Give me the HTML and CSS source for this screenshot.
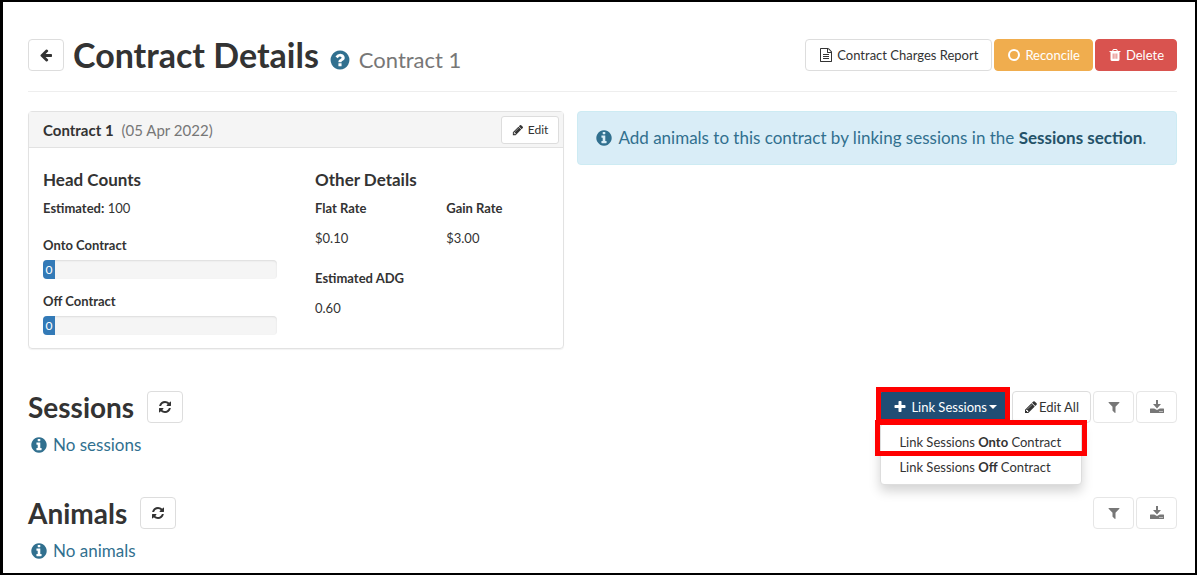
FILE: index.html
```html
<!DOCTYPE html>
<html lang="en">
<head>
	<meta charset="UTF-8">
	<title>Contract Details</title>
	<link rel="stylesheet" href="styles.css">
</head>
<body>
	<svg class="sprite" aria-hidden="true">
		<symbol id="arrow-left" viewBox="0 0 1792 1792"><path d="M1664 896v128q0 53-32.500 90.500t-84.500 37.500h-704l293 294q38 36 38 90t-38 90l-75 76q-37 37-90 37-52 0-91-37l-651-652q-37-37-37-90 0-52 37-91l651-650q38-38 91-38 52 0 90 38l75 74q38 38 38 91t-38 91l-293 293h704q52 0 84.500 37.500t32.500 90.500z"/></symbol>
		<symbol id="info" viewBox="0 0 1792 1792"><path d="M1152 1376v-160q0-14-9-23t-23-9h-96v-512q0-14-9-23t-23-9h-320q-14 0-23 9t-9 23v160q0 14 9 23t23 9h96v320h-96q-14 0-23 9t-9 23v160q0 14 9 23t23 9h448q14 0 23-9t9-23zm-128-896v-160q0-14-9-23t-23-9h-192q-14 0-23 9t-9 23v160q0 14 9 23t23 9h192q14 0 23-9t9-23zm640 416q0 209-103 385.500t-279.500 279.500-385.500 103-385.500-103-279.500-279.500-103-385.500 103-385.500 279.500-279.500 385.500-103 385.500 103 279.500 279.500 103 385.500z"/></symbol>
		<symbol id="question" viewBox="0 0 1792 1792"><path d="M1024 1376v-192q0-14-9-23t-23-9h-192q-14 0-23 9t-9 23v192q0 14 9 23t23 9h192q14 0 23-9t9-23zm256-672q0-88-55.500-163t-138.500-116-170-41q-243 0-371 213-15 24 8 42l132 100q7 6 19 6 16 0 25-12 53-68 86-92 34-24 86-24 48 0 85.500 26t37.500 59q0 38-20 61t-68 45q-63 28-115.500 86.500t-52.500 125.500v36q0 14 9 23t23 9h192q14 0 23-9t9-23q0-19 21.500-49.500t54.500-49.500q32-18 49-28.500t46-35 44.500-48 28-60.500 12.500-81zm384 192q0 209-103 385.500t-279.500 279.500-385.500 103-385.500-103-279.500-279.500-103-385.500 103-385.500 279.500-279.500 385.500-103 385.500 103 279.500 279.500 103 385.500z"/></symbol>
		<symbol id="refresh" viewBox="0 0 1792 1792"><path d="M1639 1056q0 5-1 7-64 268-268 434.500t-478 166.500q-146 0-282.500-55t-243.500-157l-129 129q-19 19-45 19t-45-19-19-45v-448q0-26 19-45t45-19h448q26 0 45 19t19 45-19 45l-137 137q71 66 161 102t187 36q134 0 250-65t186-179q11-17 53-117 8-23 30-23h192q13 0 22.500 9.500t9.500 22.500zm25-800v448q0 26-19 45t-45 19h-448q-26 0-45-19t-19-45 19-45l138-138q-148-137-349-137-134 0-250 65t-186 179q-11 17-53 117-8 23-30 23h-199q-13 0-22.500-9.500t-9.500-22.500v-7q65-268 270-434.500t480-166.500q146 0 284 55.500t245 156.500l130-129q19-19 45-19t45 19 19 45z"/></symbol>
		<symbol id="plus" viewBox="0 0 1792 1792"><path d="M1600 736v192q0 40-28 68t-68 28h-416v416q0 40-28 68t-68 28h-192q-40 0-68-28t-28-68v-416h-416q-40 0-68-28t-28-68v-192q0-40 28-68t68-28h416v-416q0-40 28-68t68-28h192q40 0 68 28t28 68v416h416q40 0 68 28t28 68z"/></symbol>
		<symbol id="pencil" viewBox="0 0 1792 1792"><path d="M491 1536l91-91-235-235-91 91v107h128v128h107zm523-928q0-22-22-22-10 0-17 7l-542 542q-7 7-7 17 0 22 22 22 10 0 17-7l542-542q7-7 7-17zm-54-192l416 416-832 832h-416v-416zm683 96q0 53-37 90l-166 166-416-416 166-165q36-38 90-38 53 0 91 38l235 234q37 39 37 91z"/></symbol>
		<symbol id="filter" viewBox="0 0 1792 1792"><path d="M1595 295q17 41-14 70l-493 493v742q0 42-39 59-13 5-25 5-27 0-45-19l-256-256q-19-19-19-45v-486l-493-493q-31-29-14-70 17-39 59-39h1280q42 0 59 39z"/></symbol>
		<symbol id="download" viewBox="0 0 14 14"><path fill-rule="evenodd" d="M6 0h2v4h3L7 8.500 3 4h3zM.5 8.500h3.700l2.800 1.500L9.800 8.500h3.700q.5 0 .5.500v3.500q0 .5-.5.500H.5q-.5 0-.5-.500v-3.500Q0 8.500 .5 8.500zM9.500 11v1h1v-1zm2 0v1h1v-1z"/></symbol>
		<symbol id="file" viewBox="0 0 1792 1792"><path d="M1596 380q28 28 48 76t20 88v1152q0 40-28 68t-68 28h-1344q-40 0-68-28t-28-68v-1600q0-40 28-68t68-28h896q40 0 88 20t76 48zm-444-244v376h376q-10-29-22-41l-313-313q-12-12-41-22zm384 1528v-1024h-416q-40 0-68-28t-28-68v-416h-768v1536h1280zM512 768h768v128h-768zM512 1024h768v128h-768zM512 1280h768v128h-768z"/></symbol>
		<symbol id="circle" viewBox="0 0 14 14"><circle cx="7" cy="7" r="5" fill="none" stroke="currentColor" stroke-width="2"/></symbol>
		<symbol id="trash" viewBox="0 0 1792 1792"><path fill-rule="evenodd" d="M608 704h96v672h-96zM848 704h96v672h-96zM1088 704h96v672h-96zM672 384h448l-48-117q-7-9-17-11h-317q-10 2-17 11zm928 32v64q0 14-9 23t-23 9h-96v948q0 83-47 143.500t-113 60.500h-832q-66 0-113-58.500t-47-141.500v-952h-96q-14 0-23-9t-9-23v-64q0-14 9-23t23-9h309l70-167q15-37 54-63t79-26h320q40 0 79 26t54 63l70 167h309q14 0 23 9t9 23z"/></symbol>
	</svg>

	<div class="page">
		<header class="page-header">
			<button class="btn btn-icon" type="button" aria-label="Back"><svg class="icon"><use href="#arrow-left"/></svg></button>
			<h1 class="page-title">Contract Details</h1>
			<a class="help" href="#" aria-label="Help"><svg class="icon icon-help"><use href="#question"/></svg></a>
			<span class="subtitle">Contract 1</span>
			<div class="actions">
				<button class="btn btn-report" type="button"><svg class="icon"><use href="#file"/></svg>Contract Charges Report</button>
				<button class="btn btn-warning" type="button"><svg class="icon"><use href="#circle"/></svg>Reconcile</button>
				<button class="btn btn-danger" type="button"><svg class="icon"><use href="#trash"/></svg>Delete</button>
			</div>
		</header>

		<div class="row">
			<div class="panel">
				<div class="panel-heading">
					<b>Contract 1</b>
					<span class="muted">(05 Apr 2022)</span>
					<button class="btn btn-sm" type="button"><svg class="icon"><use href="#pencil"/></svg>Edit</button>
				</div>
				<div class="panel-body">
					<div class="counts">
						<h4>Head Counts</h4>
						<p><b>Estimated:</b> 100</p>
						<p class="label">Onto Contract</p>
						<div class="progress"><div class="progress-bar">0</div></div>
						<p class="label">Off Contract</p>
						<div class="progress"><div class="progress-bar">0</div></div>
					</div>
					<div class="details">
						<h4>Other Details</h4>
						<dl>
							<div>
								<dt>Flat Rate</dt>
								<dd>$0.10</dd>
							</div>
							<div>
								<dt>Gain Rate</dt>
								<dd>$3.00</dd>
							</div>
							<div>
								<dt>Estimated ADG</dt>
								<dd>0.60</dd>
							</div>
						</dl>
					</div>
				</div>
			</div>
			<div class="alert">
				<svg class="icon icon-info"><use href="#info"/></svg>
				<span>Add animals to this contract by linking sessions in the <a href="#sessions">Sessions section</a>.</span>
			</div>
		</div>

		<section class="section" id="sessions">
			<div class="section-header">
				<h2>Sessions</h2>
				<button class="btn btn-icon" type="button" aria-label="Refresh sessions"><svg class="icon"><use href="#refresh"/></svg></button>
				<div class="actions">
					<div class="dropdown">
						<button class="btn btn-primary marked" type="button"><svg class="icon"><use href="#plus"/></svg>Link Sessions<span class="caret"></span></button>
						<ul class="dropdown-menu">
							<li class="marked"><a href="#">Link Sessions <b>Onto</b> Contract</a></li>
							<li><a href="#">Link Sessions <b>Off</b> Contract</a></li>
						</ul>
					</div>
					<button class="btn btn-edit" type="button"><svg class="icon"><use href="#pencil"/></svg>Edit All</button>
					<button class="btn btn-tool" type="button" aria-label="Filter sessions"><svg class="icon"><use href="#filter"/></svg></button>
					<button class="btn btn-tool" type="button" aria-label="Download sessions"><svg class="icon"><use href="#download"/></svg></button>
				</div>
			</div>
			<p class="empty"><svg class="icon icon-info"><use href="#info"/></svg>No sessions</p>
		</section>

		<section class="section">
			<div class="section-header">
				<h2>Animals</h2>
				<button class="btn btn-icon" type="button" aria-label="Refresh animals"><svg class="icon"><use href="#refresh"/></svg></button>
				<div class="actions">
					<button class="btn btn-tool" type="button" aria-label="Filter animals"><svg class="icon"><use href="#filter"/></svg></button>
					<button class="btn btn-tool" type="button" aria-label="Download animals"><svg class="icon"><use href="#download"/></svg></button>
				</div>
			</div>
			<p class="empty"><svg class="icon icon-info"><use href="#info"/></svg>No animals</p>
		</section>
	</div>
</body>
</html>
```
FILE: styles.css
```css
*{
	box-sizing:border-box;
}
body,h1,h2,h4,p,ul,dl,dd{
	margin:0;
	padding:0;
}
body{
	font-family:Lato,"Liberation Sans",sans-serif;
	font-size:13px;
	line-height:20px;
	color:#333;
	background:#fff;
}
.sprite{
	display:none;
}
.page{
	min-height:100vh;
	padding:36px 18px 0 25px;
	border:2px solid #000;
	border-left-width:3px;
}
.icon{
	width:14px;
	height:14px;
	fill:currentColor;
	flex:none;
}
.icon-info{
	width:18px;
	height:18px;
}
.icon-help{
	width:22px;
	height:22px;
	display:block;
}

/* buttons */
.btn{
	display:flex;
	align-items:center;
	justify-content:center;
	gap:4px;
	height:32px;
	padding:0 12px;
	font-family:inherit;
	font-size:13px;
	color:#333;
	white-space:nowrap;
	background:#fff;
	border:1px solid #ddd;
	border-radius:4px;
}
.btn-icon{
	width:36px;
	padding:0;
}
.btn-tool{
	width:41px;
	padding:0;
	color:#777;
	border-color:#e6e6e6;
}
.btn-report{
	padding:0 13px;
}
.btn-sm{
	height:28px;
	padding:0 10px;
	font-size:12px;
	border-radius:3px;
}
.btn-sm .icon{
	width:12px;
	height:12px;
}
.btn-warning{
	color:#fff;
	background:#f0ad4e;
	border-color:#f0ad4e;
}
.btn-danger{
	color:#fff;
	background:#d9534f;
	border-color:#d9534f;
}
.btn-primary{
	color:#fff;
	background:#204d74;
	border-color:#204d74;
}
.btn-edit{
	gap:1px;
	padding:0 11px;
}
.caret{
	margin-left:-2px;
	border-top:4px solid;
	border-left:4px solid transparent;
	border-right:4px solid transparent;
}
.actions{
	display:flex;
	gap:2px;
	margin-left:auto;
}

/* header */
.page-header{
	display:flex;
	align-items:center;
	height:54px;
	padding-bottom:20px;
	border-bottom:1px solid #eee;
}
.page-title{
	margin-left:9px;
	font-size:34px;
	line-height:32px;
}
.help{
	margin:10px 8px 0 10px;
	color:#31708f;
}
.subtitle{
	margin-top:10px;
	font-size:22px;
	color:#777;
}

/* panel and alert */
.row{
	display:grid;
	grid-template-columns:17fr 19fr;
	align-items:start;
	gap:13px;
	margin-top:19px;
}
.panel{
	border:1px solid #e2e2e2;
	border-radius:4px;
	box-shadow:0 1px 1px rgba(0,0,0,.05);
}
.panel-heading{
	display:flex;
	align-items:center;
	gap:8px;
	height:36px;
	padding:0 4px 0 14px;
	font-size:15px;
	background:#f5f5f5;
	border-bottom:1px solid #e2e2e2;
}
.panel-heading .btn{
	margin-left:auto;
}
.muted{
	color:#777;
}
.panel-body{
	display:grid;
	grid-template-columns:234px 1fr;
	gap:38px;
	padding:22px 14px 13px;
}
h4{
	margin-bottom:8px;
	font-size:17px;
	line-height:20px;
}
.label{
	margin:17px 0 5px;
	font-weight:bold;
}
.progress + .label{
	margin-top:12px;
}
.progress{
	height:19px;
	overflow:hidden;
	background:#f5f5f5;
	border-radius:4px;
	box-shadow:inset 0 1px 2px rgba(0,0,0,.1);
}
.progress-bar{
	width:12px;
	height:19px;
	font-size:12px;
	line-height:19px;
	text-align:center;
	color:#fff;
	background:#337ab7;
}
dl{
	display:grid;
	grid-template-columns:1fr 1fr;
	gap:20px 28px;
}
dt{
	font-weight:bold;
	margin-bottom:10px;
}
.alert{
	display:flex;
	align-items:center;
	gap:5px;
	padding:16px 17px;
	font-size:17px;
	color:#31708f;
	background:#d9edf7;
	border:1px solid #cdebf3;
	border-radius:4px;
}
.alert a{
	font-weight:bold;
	color:#245269;
	text-decoration:none;
}

/* sessions and animals */
.section{
	margin-top:42px;
}
.section-header{
	display:flex;
	align-items:center;
	gap:13px;
}
h2{
	font-size:28px;
	line-height:32px;
}
.empty{
	display:flex;
	align-items:center;
	gap:5px;
	margin-top:12px;
	padding-left:2px;
	font-size:17px;
	color:#31708f;
}
.dropdown{
	position:relative;
}
.dropdown-menu{
	position:absolute;
	top:100%;
	left:0;
	z-index:1;
	min-width:202px;
	padding:6px 0 4px;
	list-style:none;
	white-space:nowrap;
	background:#fff;
	border:1px solid #ddd;
	border-radius:4px;
	box-shadow:0 6px 12px rgba(0,0,0,.175);
}
.dropdown-menu a{
	display:block;
	padding:2px 18px 3px;
	color:#333;
	text-decoration:none;
}

/* red boxes round the link controls */
.marked{
	position:relative;
}
.marked::after{
	content:"";
	position:absolute;
	inset:-5px -1px -2px -5px;
	border:5px solid #f00;
}
li.marked::after{
	inset:-10px -6px -1px -6px;
}
```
▬▬▬▬▬▬
*Task directions*
Give the count of lines in the listing that hold the word "this", with no other text.

*Right answer*
2